There are some early signals of slowdown in U.S. construction equipment end market. Europe, as alluded earlier as well, is also witnessing softness in construction equipment end market. As indicated during last quarterly call, the slowdown in large agriculture in U.S. and Europe is hurting overall short-term demand with some element of inventory correction. However, this is also showing some new opportunities for established players like Uniparts, which we are working on.

Small agricultural equipment on a reduced pace of FY '24 looks steady in terms of demand in the near term and being observed or any further signals. Aftermarket, which overall declined 30% for Uniparts in FY '24 owing to dual impact of softness aggravated by inventory correction, is bouncing back gradually as inventory correction cycle appears to be over for now. And that part of the demand is seemingly coming back.

India domestic tractor market is looking steady after the softness in previous fiscal year. Midterm expectations were now more linked to the monsoon 2024 performance and the festive season demand. New awards pipeline remains encouraging with added traction in all product verticals including PMP, large agricultural equipment assembly, agriculture machinery in India, high-horsepower 3PL as well as further geographical expansion in below 70-horsepower tractors. End market softness may have some bearing on implementation time lines. Additional focus on operational efficiencies continues. Company's business continues to generate healthy cash flows, lending further spend to the balance sheet. The company has also been making meaningful strides in the CSR as well as sustainability initiatives.

We believe that our initiatives will go a long way in generating positive impact on society and environment in which we operate. Our focus on safety, quality, delivery and cost remains high, and we continue investing for the long-term growth. With this, I would like to hand over to Vivek Maheshwari to discuss the details of our financial performance during the quarter. Over to you, Vivek.

V
Vivek Maheshwari
executive

Thank you, sir. Good evening, all. I would like to share the following financial and business highlights of the quarter ending 30th June 2024. Revenue from operations for Q1 came in at INR 261 crores, which is a quarter-on-quarter change of minus 9.9% and a year-on-year change of approximately minus 12%. Reported EBITDA for Q1 was INR 46 crores, which is a quarter-on-quarter change of minus 10.6%, and year-on-year change of minus 23.6%, while reported EBITDA margin was at 17.6% for the quarter. Operating cash flow generation for the quarter was approximately INR 50 crores. This is a result of consistent working capital performance and healthy profitability despite decline in revenue.
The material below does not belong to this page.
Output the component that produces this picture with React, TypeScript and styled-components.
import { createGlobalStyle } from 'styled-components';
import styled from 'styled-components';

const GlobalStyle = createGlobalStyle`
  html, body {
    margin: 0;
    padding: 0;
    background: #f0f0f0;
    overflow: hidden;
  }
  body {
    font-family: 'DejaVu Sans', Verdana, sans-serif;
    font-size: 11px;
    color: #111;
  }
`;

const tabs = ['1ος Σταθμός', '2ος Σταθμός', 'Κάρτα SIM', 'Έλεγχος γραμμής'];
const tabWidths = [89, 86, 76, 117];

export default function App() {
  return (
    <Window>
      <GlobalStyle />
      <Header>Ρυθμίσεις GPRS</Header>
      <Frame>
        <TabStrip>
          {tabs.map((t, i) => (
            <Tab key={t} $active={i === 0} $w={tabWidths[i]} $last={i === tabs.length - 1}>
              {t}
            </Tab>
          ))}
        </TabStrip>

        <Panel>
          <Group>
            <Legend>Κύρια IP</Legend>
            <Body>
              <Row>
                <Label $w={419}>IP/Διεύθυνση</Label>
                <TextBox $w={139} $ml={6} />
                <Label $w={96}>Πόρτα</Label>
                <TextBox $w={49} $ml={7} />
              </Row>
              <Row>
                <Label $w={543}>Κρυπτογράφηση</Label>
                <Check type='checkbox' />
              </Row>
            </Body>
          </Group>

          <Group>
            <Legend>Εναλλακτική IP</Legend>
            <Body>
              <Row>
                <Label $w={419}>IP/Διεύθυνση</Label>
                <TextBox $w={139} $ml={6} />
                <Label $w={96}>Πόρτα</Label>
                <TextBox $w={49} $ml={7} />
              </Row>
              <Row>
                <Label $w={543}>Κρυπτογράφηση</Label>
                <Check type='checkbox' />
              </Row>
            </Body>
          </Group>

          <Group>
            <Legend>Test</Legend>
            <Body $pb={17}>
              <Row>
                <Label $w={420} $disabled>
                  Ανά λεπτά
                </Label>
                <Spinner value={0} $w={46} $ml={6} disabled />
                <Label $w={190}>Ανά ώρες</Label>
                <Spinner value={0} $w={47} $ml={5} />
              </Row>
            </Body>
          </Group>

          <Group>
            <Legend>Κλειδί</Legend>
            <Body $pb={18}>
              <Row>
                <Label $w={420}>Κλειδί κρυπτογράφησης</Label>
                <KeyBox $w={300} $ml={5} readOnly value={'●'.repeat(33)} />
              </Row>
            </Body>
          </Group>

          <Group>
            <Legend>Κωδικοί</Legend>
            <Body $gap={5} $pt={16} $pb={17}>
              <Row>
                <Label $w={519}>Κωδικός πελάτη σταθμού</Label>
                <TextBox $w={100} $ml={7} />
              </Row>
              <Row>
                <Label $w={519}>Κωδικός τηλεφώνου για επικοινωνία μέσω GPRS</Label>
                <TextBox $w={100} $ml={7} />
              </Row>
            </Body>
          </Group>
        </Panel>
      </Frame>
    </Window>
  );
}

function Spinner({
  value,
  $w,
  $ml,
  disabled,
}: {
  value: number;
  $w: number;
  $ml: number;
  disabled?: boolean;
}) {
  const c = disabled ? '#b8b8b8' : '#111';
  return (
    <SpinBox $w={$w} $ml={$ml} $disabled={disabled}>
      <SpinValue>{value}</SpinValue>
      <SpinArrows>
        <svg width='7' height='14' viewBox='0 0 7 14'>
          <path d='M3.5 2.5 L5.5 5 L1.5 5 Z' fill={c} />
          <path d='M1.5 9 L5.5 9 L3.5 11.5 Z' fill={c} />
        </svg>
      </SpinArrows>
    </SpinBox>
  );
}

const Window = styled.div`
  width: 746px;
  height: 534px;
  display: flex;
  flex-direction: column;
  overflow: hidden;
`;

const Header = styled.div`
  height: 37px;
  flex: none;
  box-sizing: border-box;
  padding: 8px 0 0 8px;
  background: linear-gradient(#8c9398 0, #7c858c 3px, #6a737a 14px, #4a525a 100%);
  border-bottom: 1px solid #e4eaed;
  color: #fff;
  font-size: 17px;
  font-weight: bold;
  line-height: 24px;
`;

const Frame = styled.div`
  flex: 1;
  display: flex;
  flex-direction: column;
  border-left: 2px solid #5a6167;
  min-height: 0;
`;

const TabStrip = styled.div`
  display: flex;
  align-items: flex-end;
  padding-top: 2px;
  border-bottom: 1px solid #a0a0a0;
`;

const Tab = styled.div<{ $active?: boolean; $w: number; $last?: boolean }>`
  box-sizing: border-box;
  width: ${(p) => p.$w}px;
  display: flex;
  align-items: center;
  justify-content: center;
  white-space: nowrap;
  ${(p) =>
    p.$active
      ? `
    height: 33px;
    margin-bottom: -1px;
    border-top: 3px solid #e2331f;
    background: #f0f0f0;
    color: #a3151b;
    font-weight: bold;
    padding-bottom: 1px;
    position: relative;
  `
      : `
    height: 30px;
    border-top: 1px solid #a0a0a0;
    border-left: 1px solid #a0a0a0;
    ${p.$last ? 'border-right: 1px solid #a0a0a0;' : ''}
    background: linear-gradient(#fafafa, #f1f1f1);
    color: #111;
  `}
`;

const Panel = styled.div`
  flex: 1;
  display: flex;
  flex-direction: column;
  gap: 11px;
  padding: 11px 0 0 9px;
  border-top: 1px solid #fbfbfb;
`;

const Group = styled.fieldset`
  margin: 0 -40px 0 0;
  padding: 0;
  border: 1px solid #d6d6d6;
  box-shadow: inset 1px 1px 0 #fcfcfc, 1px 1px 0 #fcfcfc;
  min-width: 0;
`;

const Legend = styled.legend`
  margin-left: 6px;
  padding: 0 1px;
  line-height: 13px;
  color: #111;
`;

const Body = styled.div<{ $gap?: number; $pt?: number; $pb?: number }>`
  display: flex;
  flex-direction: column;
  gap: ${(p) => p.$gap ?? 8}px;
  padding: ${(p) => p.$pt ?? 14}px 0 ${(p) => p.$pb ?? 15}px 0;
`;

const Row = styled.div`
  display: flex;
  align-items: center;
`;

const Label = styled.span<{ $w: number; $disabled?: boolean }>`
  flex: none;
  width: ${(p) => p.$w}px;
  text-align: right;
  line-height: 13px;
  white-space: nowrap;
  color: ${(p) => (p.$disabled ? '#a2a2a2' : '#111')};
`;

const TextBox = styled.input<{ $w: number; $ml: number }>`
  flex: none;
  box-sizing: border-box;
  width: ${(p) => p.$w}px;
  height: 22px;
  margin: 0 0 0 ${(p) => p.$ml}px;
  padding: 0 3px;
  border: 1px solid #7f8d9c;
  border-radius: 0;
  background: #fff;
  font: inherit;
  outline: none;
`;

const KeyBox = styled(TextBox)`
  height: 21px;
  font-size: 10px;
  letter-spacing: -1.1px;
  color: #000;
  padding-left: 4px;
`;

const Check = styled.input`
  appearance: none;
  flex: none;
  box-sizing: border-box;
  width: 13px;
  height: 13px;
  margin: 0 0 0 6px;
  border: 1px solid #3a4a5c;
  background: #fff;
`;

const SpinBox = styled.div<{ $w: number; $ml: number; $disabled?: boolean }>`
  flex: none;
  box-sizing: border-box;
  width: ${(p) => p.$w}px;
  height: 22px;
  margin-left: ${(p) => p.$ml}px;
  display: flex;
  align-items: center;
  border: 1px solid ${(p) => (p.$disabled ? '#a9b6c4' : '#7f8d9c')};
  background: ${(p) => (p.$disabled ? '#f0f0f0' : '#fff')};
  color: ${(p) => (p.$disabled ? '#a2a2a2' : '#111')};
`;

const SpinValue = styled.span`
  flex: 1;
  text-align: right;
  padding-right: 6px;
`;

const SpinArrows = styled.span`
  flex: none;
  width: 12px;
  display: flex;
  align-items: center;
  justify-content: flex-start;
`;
The net working capital comprising of 3 core elements of inventory, accounts receivable and accounts payable, as number of days of trailing 12-month revenue from operations stood at approximately 150 days as on 30th June 2024. Net working capital during the quarter decreased by approximately INR 19 crores.
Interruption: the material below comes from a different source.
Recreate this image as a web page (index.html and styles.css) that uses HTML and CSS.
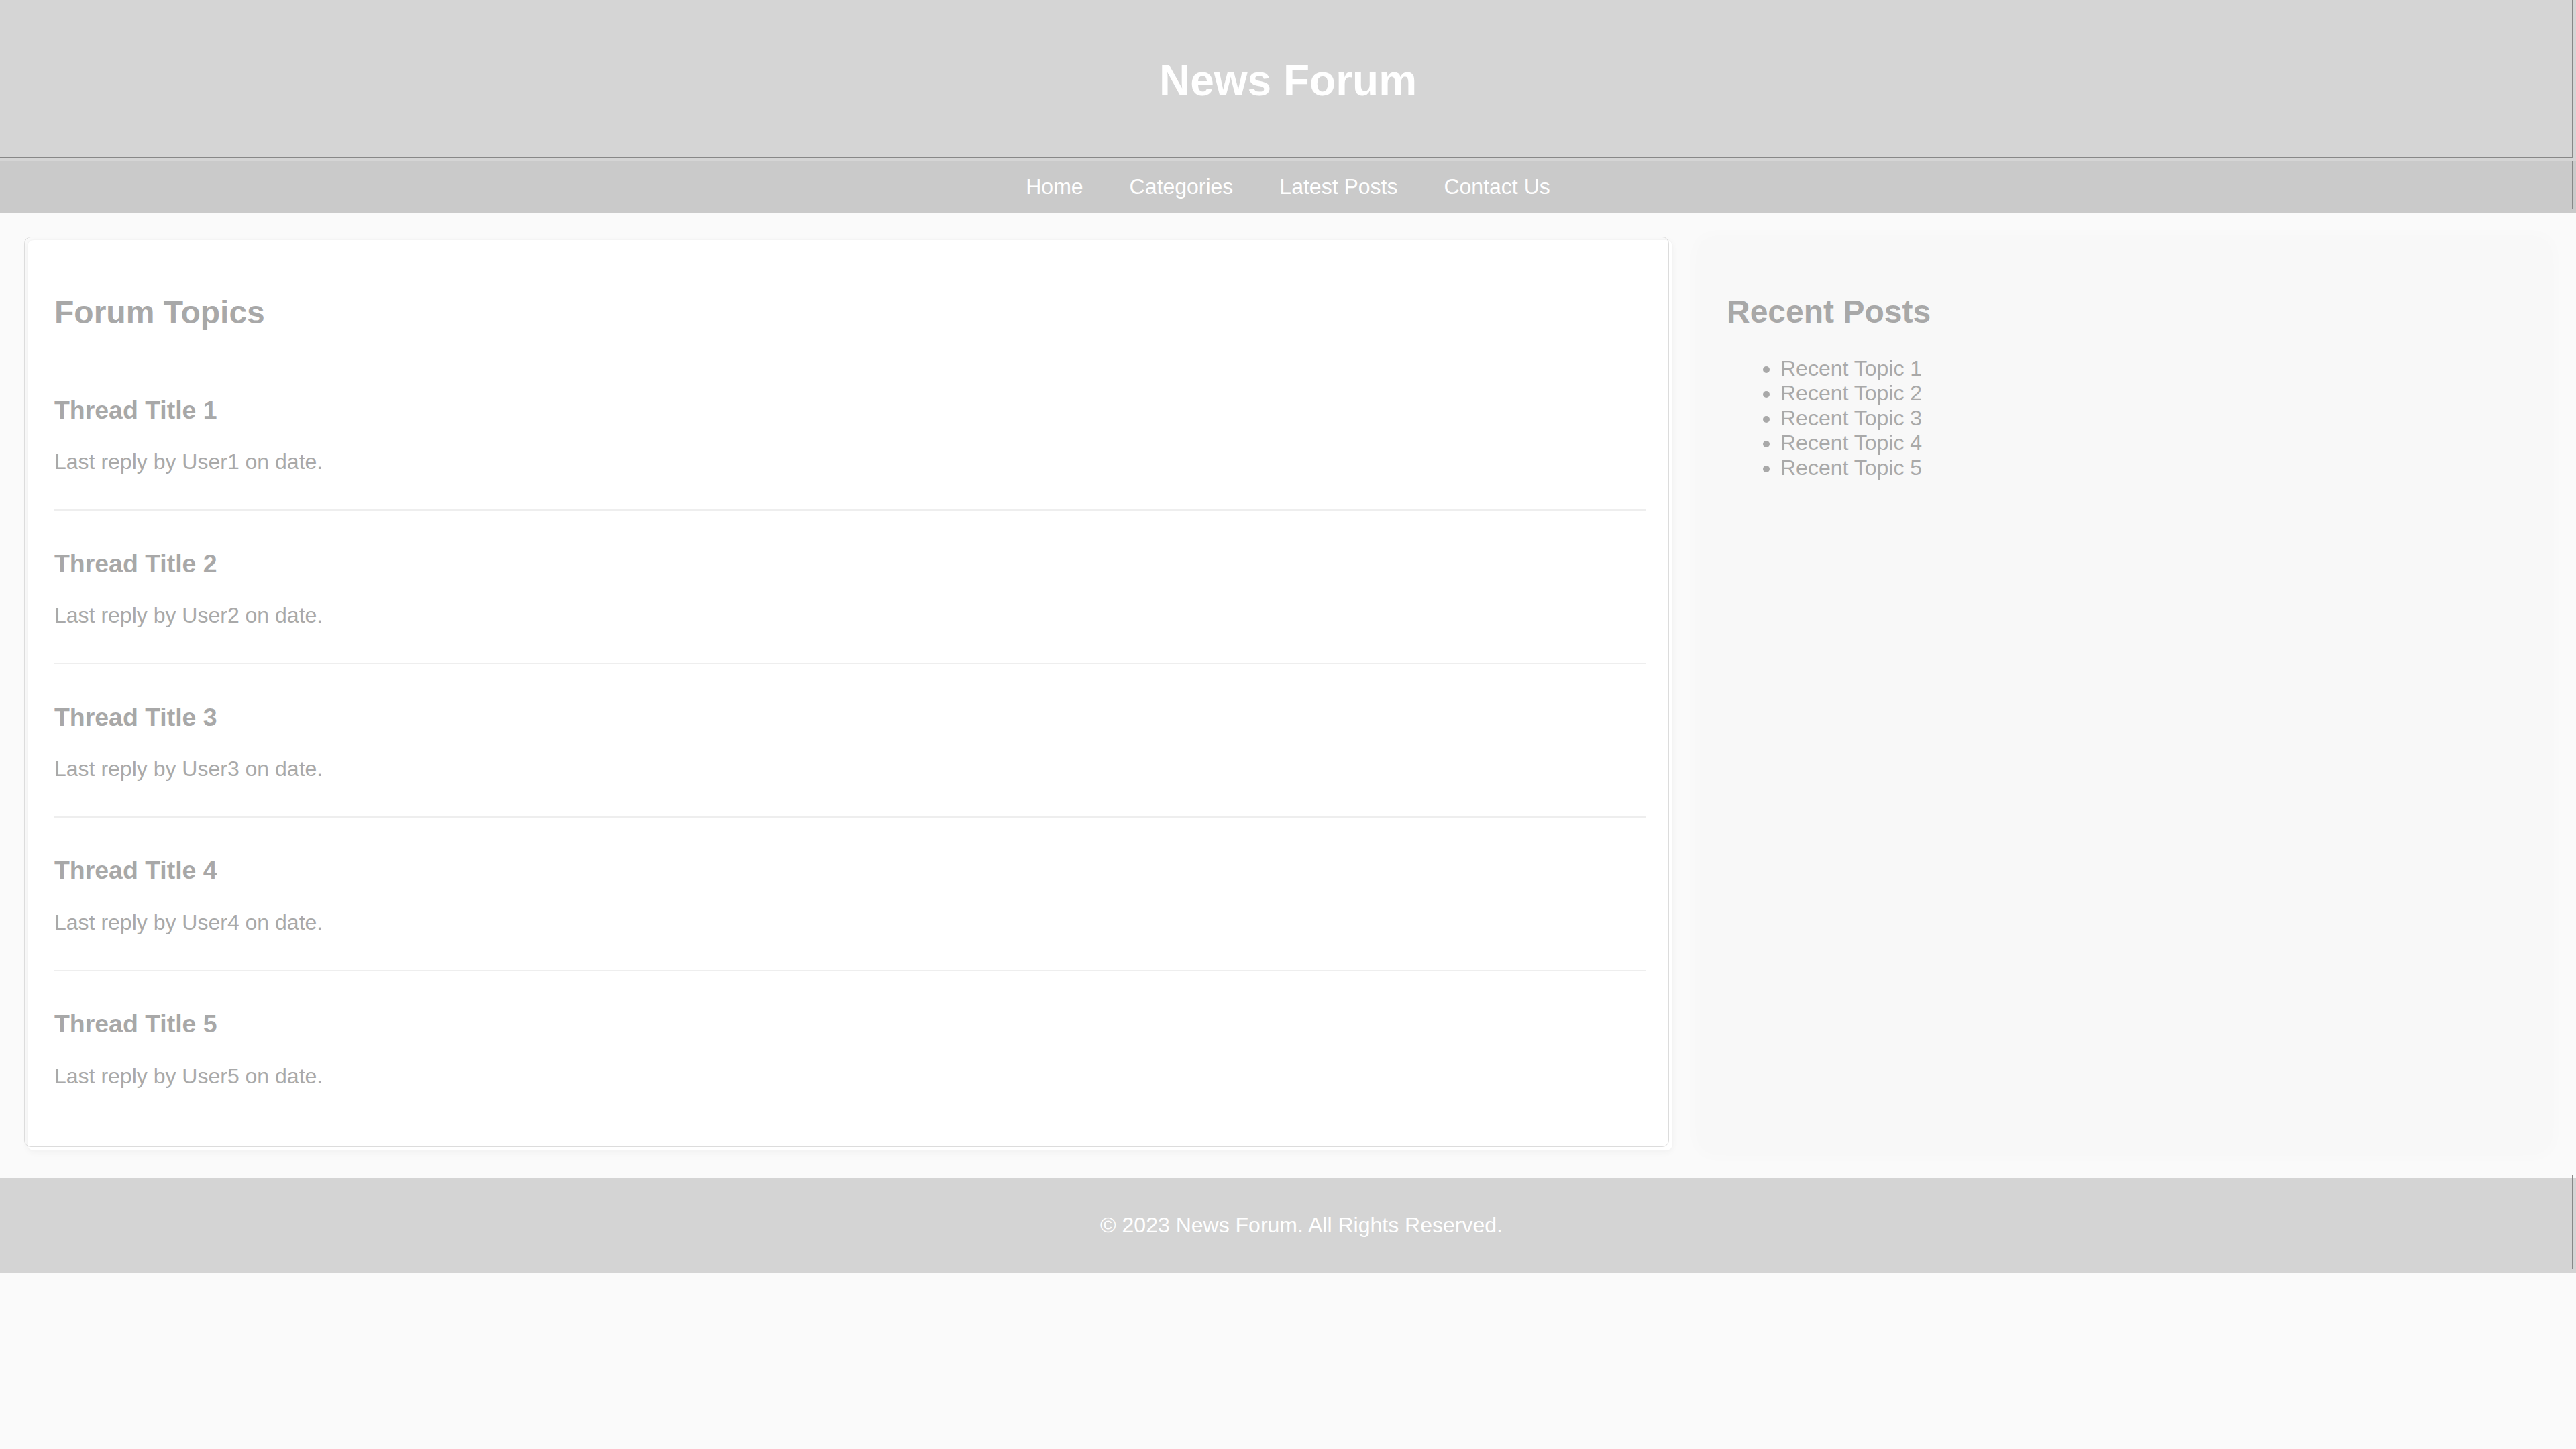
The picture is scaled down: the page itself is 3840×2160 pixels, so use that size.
FILE: index.html
```html
<!DOCTYPE html>
<html lang="en">
<head>
<meta charset="utf-8">
<title>News Forum</title>
<link rel="stylesheet" href="styles.css">
</head>
<body>
<header class="site-header">
  <h1 class="site-title">News Forum</h1>
</header>
<nav class="site-nav">
  <a class="nav-link" href="#">Home</a>
  <a class="nav-link" href="#">Categories</a>
  <a class="nav-link" href="#">Latest Posts</a>
  <a class="nav-link" href="#">Contact Us</a>
</nav>
<main class="layout">
  <section class="topics">
    <h2 class="section-title">Forum Topics</h2>
    <div class="thread">
      <h3 class="thread-title">Thread Title 1</h3>
      <p class="thread-meta">Last reply by User1 on date.</p>
    </div>
    <div class="thread">
      <h3 class="thread-title">Thread Title 2</h3>
      <p class="thread-meta">Last reply by User2 on date.</p>
    </div>
    <div class="thread">
      <h3 class="thread-title">Thread Title 3</h3>
      <p class="thread-meta">Last reply by User3 on date.</p>
    </div>
    <div class="thread">
      <h3 class="thread-title">Thread Title 4</h3>
      <p class="thread-meta">Last reply by User4 on date.</p>
    </div>
    <div class="thread">
      <h3 class="thread-title">Thread Title 5</h3>
      <p class="thread-meta">Last reply by User5 on date.</p>
    </div>
  </section>
  <aside class="sidebar">
    <h2 class="section-title">Recent Posts</h2>
    <ul class="recent-list">
      <li>Recent Topic 1</li>
      <li>Recent Topic 2</li>
      <li>Recent Topic 3</li>
      <li>Recent Topic 4</li>
      <li>Recent Topic 5</li>
    </ul>
  </aside>
</main>
<footer class="site-footer">
  <p class="footer-text">© 2023 News Forum. All Rights Reserved.</p>
</footer>
</body>
</html>
```

FILE: styles.css
```css
html, body {
  margin: 0;
  padding: 0;
}

body {
  background: #fafafa;
  font-family: "Liberation Sans", Arial, Helvetica, sans-serif;
  font-size: 32px;
  color: #aaaaaa;
}

.site-header {
  position: relative;
  background: #d5d5d5;
  padding: 40px;
  text-align: center;
}

.site-header::after {
  content: "";
  position: absolute;
  left: 0;
  top: 0;
  right: 5px;
  bottom: 5px;
  border-right: 1px solid #888888;
  border-bottom: 1px solid #888888;
  pointer-events: none;
}

.site-title {
  margin: 42.88px 0;
  font-size: 64px;
  font-weight: bold;
  color: #ffffff;
}

.site-nav {
  position: relative;
  background: #cacaca;
  padding: 20px;
  display: flex;
  justify-content: center;
  gap: 69px;
}

.site-nav::after {
  content: "";
  position: absolute;
  top: 0;
  bottom: 5px;
  right: 5px;
  width: 1px;
  background: #888888;
}

.nav-link {
  color: #ffffff;
  text-decoration: none;
  font-size: 32px;
}

.layout {
  display: flex;
  align-items: stretch;
  gap: 40px;
  padding: 40px;
}

.topics {
  position: relative;
  flex: 2;
  background: #ffffff;
  border: 1px solid #f4f4f4;
  border-radius: 10px;
  padding: 40px;
  box-shadow: 0 2px 10px rgba(0, 0, 0, 0.04);
}

.topics::before {
  content: "";
  position: absolute;
  left: -5px;
  top: -5px;
  right: 5px;
  bottom: 5px;
  border: 1px solid #dcdcdc;
  border-radius: 10px;
  pointer-events: none;
}

.sidebar {
  flex: 1;
  background: #f8f8f8;
  border-radius: 10px;
  padding: 40px;
  box-shadow: 0 0 30px rgba(0, 0, 0, 0.025);
}

.section-title {
  font-size: 48px;
  font-weight: bold;
  margin: 39.84px 0;
  color: #a8a8a8;
}

.thread {
  padding: 20px 0;
  border-bottom: 2px solid #eeeeee;
}

.thread:last-child {
  border-bottom: none;
}

.thread-title {
  font-size: 37.44px;
  font-weight: bold;
  margin: 37.44px 0;
  color: #a8a8a8;
}

.thread-meta {
  margin: 32px 0;
  color: #a9a9a9;
}

.recent-list {
  margin: 32px 0;
  padding-left: 80px;
  color: #a9a9a9;
}

.site-footer {
  position: relative;
  background: #d4d4d4;
  padding: 20px 20px 20px 60px;
  text-align: center;
  color: #ffffff;
}

.site-footer::after {
  content: "";
  position: absolute;
  top: -5px;
  bottom: 5px;
  right: 5px;
  width: 1px;
  background: #888888;
}

.footer-text {
  margin: 32px 0;
}
```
Uniparts' balance sheet continues to be net debt-free, with group net cash position at approximately INR 154 crores at the end of June 2024. Cash outflow towards CapEx commitment during the quarter has been approximately INR 8.3 crores. The Board has declared first interim dividend for fiscal 2025 of INR 6.75 per share, totaling to approximately INR 30.5 crore payout to the shareholders.

Inflationary pressure on operating costs remain in the medium term to be partially mitigated through operating efficiencies. Macro concerns over global economic slowdown, geopolitical uncertainties and impact of worldwide high rates continue to remain a key monitorable.

With this summary, I would like to hand the conference back to the moderator for question-and-answer session. Thank you very much.

Operator

[Operator Instructions] The first question is from the line of Chetan Vora from Abakkus Asset Manager.

C
Chetan Vora
analyst

I just wanted to understand also what's the outlook for FY '25 wherein we are saying that inventory correction is largely over, but we are seeing the softness in demand across U.S., Europe and India to be steady. So how do we see the FY '25 for the full year, sir?

P
Paramjit Soni
executive

Chetan, thank you for the question. Given the current situation where we're looking at, Chetan, the inventory corrections are over in the aftermarket. But because of the large ag equipment seeing a significant slowdown now, we are seeing not just the inventory slowdown there, but also the inventory correction in that segment. So based on that, I would think the full outlook would be more flattish for this year. I expect maybe quarter 2 to be sequentially flat. And the half 2, probably the second half would be higher than half 1. And with quarter 4, I expect to have the highest run rate. So that's where I'm looking at it, Chetan.

C
Chetan Vora
analyst

Okay. And you said the inventory correction is over on the replacement side and it's still to be seen in the other part of the segment. So can you quantify what percentage of revenue type would be, sir?

V
Vivek Maheshwari
executive

The aftermarket has been about 16% to 17% of our revenue and there, we've already started seeing the growth. So you'll see, compared to last year, that segment has already started to see the growth.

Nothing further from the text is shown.